> **Material**
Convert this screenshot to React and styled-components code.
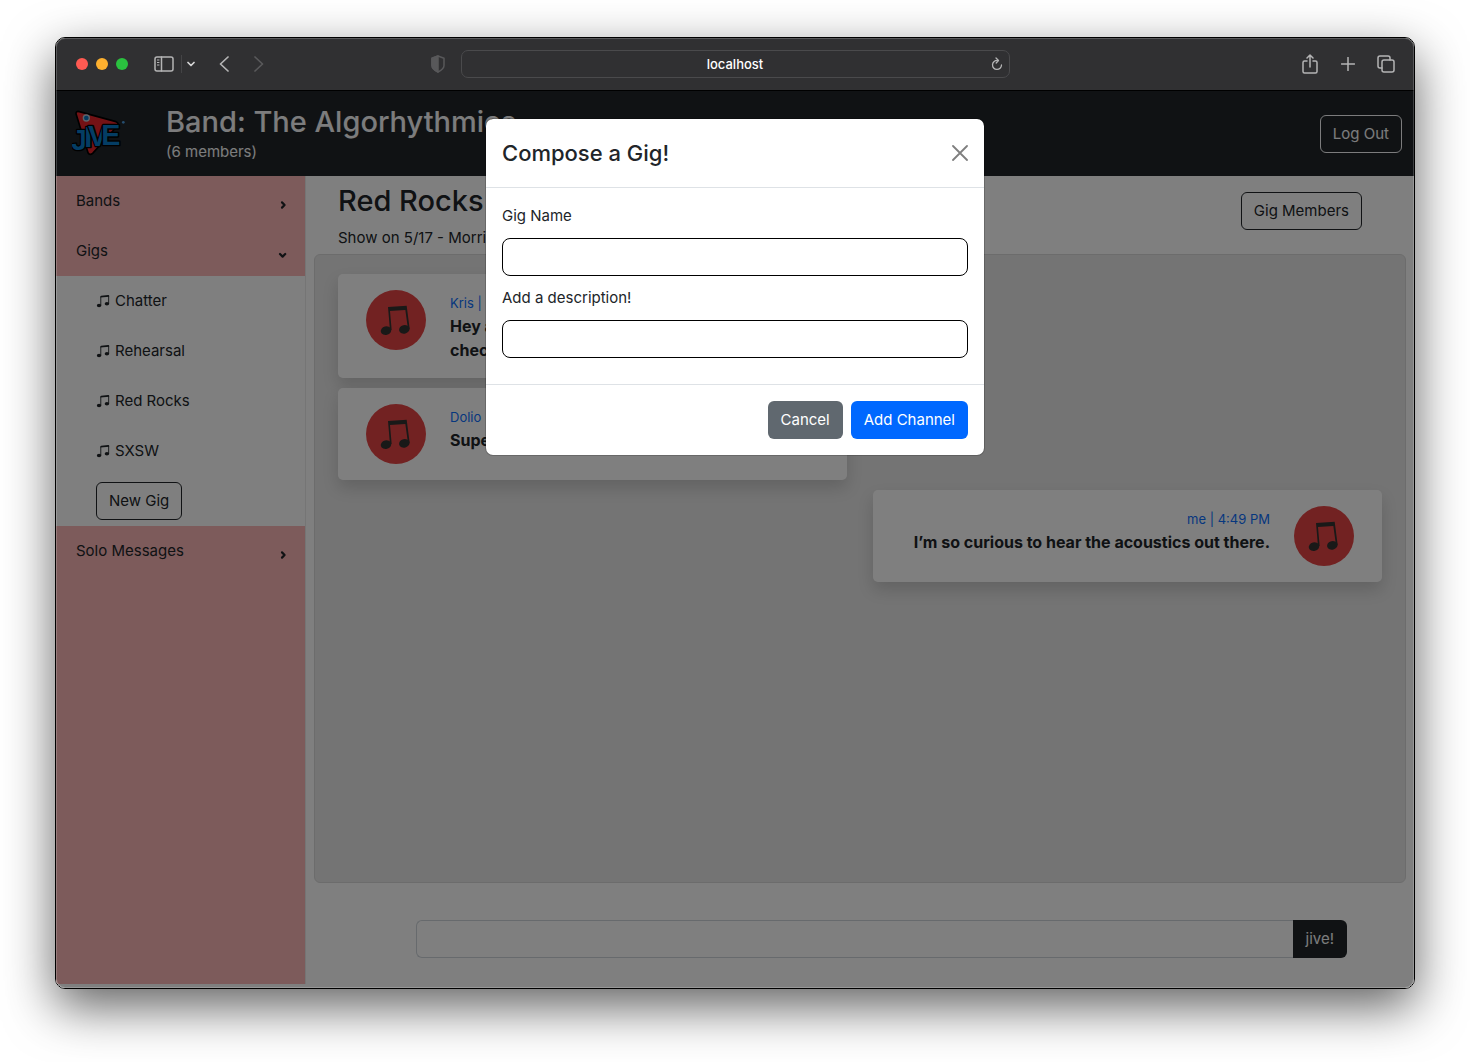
import React from "react";
import styled, { createGlobalStyle, css } from "styled-components";
import { BsMusicNoteBeamed } from "react-icons/bs";

const ink = "#212529";

const GlobalStyle = createGlobalStyle`
  *, *::before, *::after { box-sizing: border-box; }
  body {
    margin: 0;
    background: #fff;
    color: ${ink};
    font-family: Inter, "Liberation Sans", sans-serif;
    font-size: 15px;
    line-height: 24px;
  }
  h1, h2, p, ul { margin: 0; padding: 0; }
  ul { list-style: none; }
  button, input { font: inherit; color: inherit; }
  svg { display: block; flex: none; }
`;

const Desktop = styled.div`
  display: flex;
  min-height: 100vh;
  padding: 37px 55px 73px;
`;

const Window = styled.div`
  position: relative;
  flex: 1;
  display: flex;
  flex-direction: column;
  overflow: hidden;
  border: 1px solid #000;
  border-radius: 10px;
  box-shadow: 0 18px 50px rgba(0, 0, 0, 0.62);
  &::after {
    content: "";
    position: absolute;
    inset: 0;
    border-radius: 9px;
    box-shadow: inset 0 0 0 1px rgba(255, 255, 255, 0.2);
    pointer-events: none;
  }
`;

/* Browser chrome */
const Toolbar = styled.div`
  display: grid;
  grid-template-columns: 1fr minmax(0, 549px) 1fr;
  align-items: center;
  height: 53px;
  background: #303032;
  border-bottom: 1px solid #000;
`;

const ToolGroup = styled.div`
  display: flex;
  align-items: center;
  color: #b4b4b5;
`;

const LeftTools = styled(ToolGroup)`
  padding: 0 13px 0 20px;
`;

const RightTools = styled(ToolGroup)`
  justify-content: flex-end;
  gap: 18px;
  padding-right: 18px;
`;

const Lights = styled.div`
  display: flex;
  gap: 8px;
  margin-right: 26px;
`;

const Light = styled.button`
  width: 12px;
  height: 12px;
  padding: 0;
  border: 0;
  border-radius: 50%;
  background: ${(p) => p.$color};
`;

const ToolButton = styled.button`
  display: flex;
  align-items: center;
  justify-content: center;
  width: ${(p) => p.$width || 20}px;
  height: 24px;
  padding: 0;
  border: 0;
  background: none;
  color: ${(p) => p.$color || "inherit"};
  margin-left: ${(p) => p.$before || 0}px;
`;

const ToolDivider = styled.span`
  width: 1px;
  height: 18px;
  margin: 0 3px 0 7px;
  background: #444446;
`;

const Spacer = styled.span`
  flex: 1;
`;

const AddressBar = styled.div`
  display: grid;
  grid-template-columns: 24px 1fr 24px;
  align-items: center;
  height: 28px;
  border: 1px solid #4a4a4c;
  border-radius: 7px;
  color: #b4b4b5;
`;

const Address = styled.input`
  grid-column: 2;
  min-width: 0;
  padding: 0;
  border: 0;
  outline: 0;
  background: none;
  color: #fff;
  font-size: 13px;
  font-weight: 500;
  line-height: 24px;
  text-align: center;
`;

/* Web page */
const Page = styled.div`
  position: relative;
  flex: 1;
  display: flex;
  flex-direction: column;
  background: #fff;
`;

const Navbar = styled.header`
  display: grid;
  grid-template-columns: 94px 1fr auto;
  align-items: center;
  padding: 13px 12px 12px 16px;
  background: ${ink};
  color: #f8f9fa;
`;

const Heading = styled.h1`
  font-size: 29px;
  font-weight: 500;
  line-height: 36px;
`;

const ButtonBase = styled.button`
  height: 38px;
  padding: 0 12px;
  border: 1px solid transparent;
  border-radius: 6px;
  white-space: nowrap;
`;

const OutlineButton = styled(ButtonBase)`
  background: none;
  border-color: currentColor;
  color: ${(p) => (p.$light ? "#f8f9fa" : ink)};
`;

const Columns = styled.div`
  flex: 1;
  display: grid;
  grid-template-columns: 250px 1fr;
`;

const Sidebar = styled.nav`
  margin-bottom: 4px;
  background: #fab6b6;
  border-right: 1px solid #eaeaea;
`;

const SectionButton = styled.button`
  display: flex;
  align-items: center;
  justify-content: space-between;
  width: 100%;
  height: 50px;
  padding: 0 17px 0 20px;
  border: 0;
  background: none;
  text-align: left;
  svg { margin-top: 7px; }
`;

const GigList = styled.ul`
  background: #fff;
`;

const GigRow = styled.li`
  display: flex;
  align-items: center;
  height: 50px;
  padding-left: 40px;
`;

const GigLink = styled.a`
  display: flex;
  align-items: center;
  gap: 5px;
  color: inherit;
  text-decoration: none;
`;

const Channel = styled.main`
  display: flex;
  flex-direction: column;
  padding-bottom: 30px;
`;

const ChannelHeader = styled.div`
  display: flex;
  justify-content: space-between;
  align-items: flex-start;
  padding: 7px 52px 4px 32px;
  ${OutlineButton} { margin-top: 9px; }
`;

const Subtitle = styled.p`
  margin-top: 7px;
`;

const Thread = styled.section`
  flex: 1;
  display: flex;
  flex-direction: column;
  gap: 10px;
  margin: 0 8px 37px;
  padding: 19px 23px;
  background: #e8e8e8;
  border: 1px solid #d9d9d9;
  border-radius: 6px;
`;

const Bubble = styled.article`
  display: flex;
  align-items: flex-start;
  gap: 24px;
  width: calc(50% - 13px);
  padding: 16px 28px;
  background: #fff;
  border-radius: 5px;
  box-shadow: 0 8px 16px rgba(0, 0, 0, 0.15);
  ${(p) =>
    p.$own &&
    css`
      align-self: flex-end;
      flex-direction: row-reverse;
      text-align: right;
    `}
`;

const Byline = styled.p`
  padding-top: 2px;
  color: #0d6efd;
  font-size: 13px;
  line-height: 22px;
`;

const Message = styled.p`
  font-size: 16px;
  font-weight: 700;
`;

const Composer = styled.form`
  display: flex;
  margin: 0 67px 0 110px;
`;

const ComposerInput = styled.input`
  flex: 1;
  min-width: 0;
  height: 38px;
  padding: 0 12px;
  background: #fff;
  border: 1px solid #ced4da;
  border-right: 0;
  border-radius: 6px 0 0 6px;
`;

const SendButton = styled(ButtonBase)`
  border-radius: 0 6px 6px 0;
  background: ${ink};
  color: #f8f9fa;
`;

/* Dialog */
const Backdrop = styled.div`
  position: absolute;
  inset: 0;
  padding: 27px 16px;
  background: rgba(0, 0, 0, 0.5);
`;

const Dialog = styled.div`
  max-width: 500px;
  margin: 0 auto;
  background: #fff;
  background-clip: padding-box;
  border: 1px solid rgba(0, 0, 0, 0.18);
  border-radius: 8px;
`;

const DialogHeader = styled.div`
  display: flex;
  align-items: center;
  justify-content: space-between;
  padding: 16px;
  border-bottom: 1px solid #dee2e6;
`;

const DialogTitle = styled.h2`
  font-size: 22px;
  font-weight: 500;
  line-height: 36px;
`;

const CloseButton = styled.button`
  padding: 0;
  border: 0;
  background: none;
  color: #7f7f7f;
`;

const Fields = styled.div`
  display: flex;
  flex-direction: column;
  gap: 10px;
  padding: 16px 16px 26px;
`;

const Field = styled.input`
  width: 100%;
  height: 38px;
  padding: 0 12px;
  background: #fff;
  border: 1px solid #000;
  border-radius: 8px;
`;

const DialogFooter = styled.div`
  display: flex;
  justify-content: flex-end;
  gap: 8px;
  padding: 16px;
  border-top: 1px solid #dee2e6;
`;

const SolidButton = styled(ButtonBase)`
  background: ${(p) => (p.$primary ? "#0068ff" : "#60686f")};
  color: #fff;
`;

const Stroke = ({ w, h, width = 1.5, children }) => (
  <svg width={w} height={h} viewBox={`0 0 ${w} ${h}`} fill="none" stroke="currentColor"
    strokeWidth={width} strokeLinecap="round" strokeLinejoin="round" aria-hidden="true">
    {children}
  </svg>
);

const Chevron = ({ open }) => (
  <Stroke w={10} h={10} width={2.2}>
    {open ? <path d="M2 4l2.600 2.600L7.200 4" /> : <path d="M4 2.400l2.600 2.600L4 7.600" />}
  </Stroke>
);

const Avatar = () => (
  <svg width="60" height="60" viewBox="0 0 180 180" aria-hidden="true">
    <circle cx="90" cy="90" r="90" fill="#e54545" />
    <g fill="#333230">
      <path d="M66 51l56-4 9 69-5 2-8-58-46 3 5 56-5 3z" />
      <ellipse cx="60" cy="122" rx="16" ry="13" transform="rotate(-15 60 122)" />
      <ellipse cx="115" cy="118" rx="16" ry="13" transform="rotate(-15 115 118)" />
    </g>
  </svg>
);

const Logo = () => (
  <svg width="54" height="54" viewBox="0 0 162 162" role="img" aria-label="JIVE">
    <g stroke="#000" strokeLinejoin="round">
      <path d="M12 20Q12 11 22 14L132 44Q142 48 136 57L62 139Q54 146 48 137z" fill="#e8242a" strokeWidth="5" />
      <text
        x="-2 37 48 88"
        y="130 121 118 114"
        fill="#087ac8"
        strokeWidth="8"
        paintOrder="stroke"
        fontFamily="'Liberation Sans', sans-serif"
        fontSize="86"
        fontWeight="700"
      >
        JIVE
      </text>
      <circle cx="43" cy="33" r="9" fill="#0878c4" stroke="#b9c6d2" strokeWidth="4" />
    </g>
    <circle cx="154" cy="46" r="4" fill="#4a9be0" />
  </svg>
);

const gigs = ["Chatter", "Rehearsal", "Red Rocks", "SXSW"];

const messages = [
  { who: "Kris", time: "4:47 PM", text: "Hey all, the stage plot for the show is up, so check it out." },
  { who: "Dolio", time: "4:48 PM", text: "Super excited!" },
  { who: "me", time: "4:49 PM", text: "I’m so curious to hear the acoustics out there.", own: true },
];

function BrowserBar() {
  return (
    <Toolbar>
      <LeftTools>
        <Lights>
          <Light $color="#ff5a52" aria-label="Close window" />
          <Light $color="#fdb02f" aria-label="Minimize window" />
          <Light $color="#2ac13f" aria-label="Zoom window" />
        </Lights>
        <ToolButton aria-label="Show sidebar">
          <Stroke w={20} h={16}>
            <rect x="1" y="1" width="18" height="14" rx="2" />
            <path d="M7.500 1v14" />
            <path d="M3.400 4h1.600M3.400 6.500h1.600M3.400 9h1.600" strokeWidth="1" />
          </Stroke>
        </ToolButton>
        <ToolDivider />
        <ToolButton $width={12} $color="#d5d5d6" aria-label="Tab groups">
          <Stroke w={8} h={6} width={1.700}><path d="M1 1.500l3 3 3-3" /></Stroke>
        </ToolButton>
        <ToolButton $before={17} aria-label="Back">
          <Stroke w={10} h={16} width={1.700}><path d="M9 1L1.500 8 9 15" /></Stroke>
        </ToolButton>
        <ToolButton $before={15} $color="#59595b" aria-label="Forward">
          <Stroke w={10} h={16} width={1.700}><path d="M1 1l7.500 7L1 15" /></Stroke>
        </ToolButton>
        <Spacer />
        <ToolButton $color="#58585a" aria-label="Privacy report">
          <Stroke w={14} h={18}>
            <path d="M7 1l6 2.300v7.200c0 3-3 5-6 6.500-3-1.500-6-3.500-6-6.500V3.300z" />
            <path d="M7 1v16c-3-1.500-6-3.500-6-6.500V3.300z" fill="currentColor" />
          </Stroke>
        </ToolButton>
      </LeftTools>
      <AddressBar>
        <Address aria-label="Address" defaultValue="localhost" />
        <ToolButton $width={24} aria-label="Reload">
          <Stroke w={12} h={14} width={1.300}>
            <path d="M6.500 3.500A4.500 4.500 0 1 0 10.500 8M5 1l2.500 2.500L5.200 6" />
          </Stroke>
        </ToolButton>
      </AddressBar>
      <RightTools>
        <ToolButton aria-label="Share">
          <Stroke w={16} h={20}>
            <path d="M5 7H2.500Q1 7 1 8.500v9Q1 19 2.500 19h11q1.500 0 1.500-1.500v-9Q15 7 13.500 7H11M8 13V1M5 4l3-3 3 3" />
          </Stroke>
        </ToolButton>
        <ToolButton aria-label="New tab">
          <Stroke w={14} h={14}><path d="M7 0.500v13M0.500 7h13" /></Stroke>
        </ToolButton>
        <ToolButton aria-label="Tab overview">
          <Stroke w={18} h={18}>
            <rect x="5" y="5" width="12" height="12" rx="2" />
            <path d="M5 13H3q-2 0-2-2V3q0-2 2-2h8q2 0 2 2v2" />
          </Stroke>
        </ToolButton>
      </RightTools>
    </Toolbar>
  );
}

function ComposeDialog() {
  return (
    <Backdrop>
      <Dialog role="dialog" aria-modal="true" aria-labelledby="compose-title">
        <DialogHeader>
          <DialogTitle id="compose-title">Compose a Gig!</DialogTitle>
          <CloseButton aria-label="Close">
            <Stroke w={16} h={16} width={1.800}><path d="M1 1l14 14M15 1L1 15" /></Stroke>
          </CloseButton>
        </DialogHeader>
        <Fields>
          <label htmlFor="gig-name">Gig Name</label>
          <Field id="gig-name" type="text" />
          <label htmlFor="gig-description">Add a description!</label>
          <Field id="gig-description" type="text" />
        </Fields>
        <DialogFooter>
          <SolidButton>Cancel</SolidButton>
          <SolidButton $primary>Add Channel</SolidButton>
        </DialogFooter>
      </Dialog>
    </Backdrop>
  );
}

export default function App() {
  return (
    <Desktop>
      <GlobalStyle />
      <Window>
        <BrowserBar />
        <Page>
          <Navbar>
            <Logo />
            <div>
              <Heading>Band: The Algorhythmics</Heading>
              <p>(6 members)</p>
            </div>
            <OutlineButton $light>Log Out</OutlineButton>
          </Navbar>
          <Columns>
            <Sidebar>
              <SectionButton aria-expanded="false">Bands<Chevron /></SectionButton>
              <SectionButton aria-expanded="true">Gigs<Chevron open /></SectionButton>
              <GigList>
                {gigs.map((gig) => (
                  <GigRow key={gig}>
                    <GigLink href="#">
                      <BsMusicNoteBeamed size={14} />
                      {gig}
                    </GigLink>
                  </GigRow>
                ))}
                <GigRow><OutlineButton>New Gig</OutlineButton></GigRow>
              </GigList>
              <SectionButton aria-expanded="false">Solo Messages<Chevron /></SectionButton>
            </Sidebar>
            <Channel>
              <ChannelHeader>
                <div>
                  <Heading as="h2">Red Rocks</Heading>
                  <Subtitle>Show on 5/17 - Morrison, CO</Subtitle>
                </div>
                <OutlineButton>Gig Members</OutlineButton>
              </ChannelHeader>
              <Thread>
                {messages.map((m) => (
                  <Bubble key={m.time} $own={m.own}>
                    <Avatar />
                    <div>
                      <Byline>{m.who} | {m.time}</Byline>
                      <Message>{m.text}</Message>
                    </div>
                  </Bubble>
                ))}
              </Thread>
              <Composer>
                <ComposerInput aria-label="Message" />
                <SendButton type="button">jive!</SendButton>
              </Composer>
            </Channel>
          </Columns>
          <ComposeDialog />
        </Page>
      </Window>
    </Desktop>
  );
}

> **Written request**
Using the listing above, return all lines where the word "components" occurs.

> **Reply to the task**
Convert this screenshot to React and styled-components code.
import styled, { createGlobalStyle, css } from "styled-components";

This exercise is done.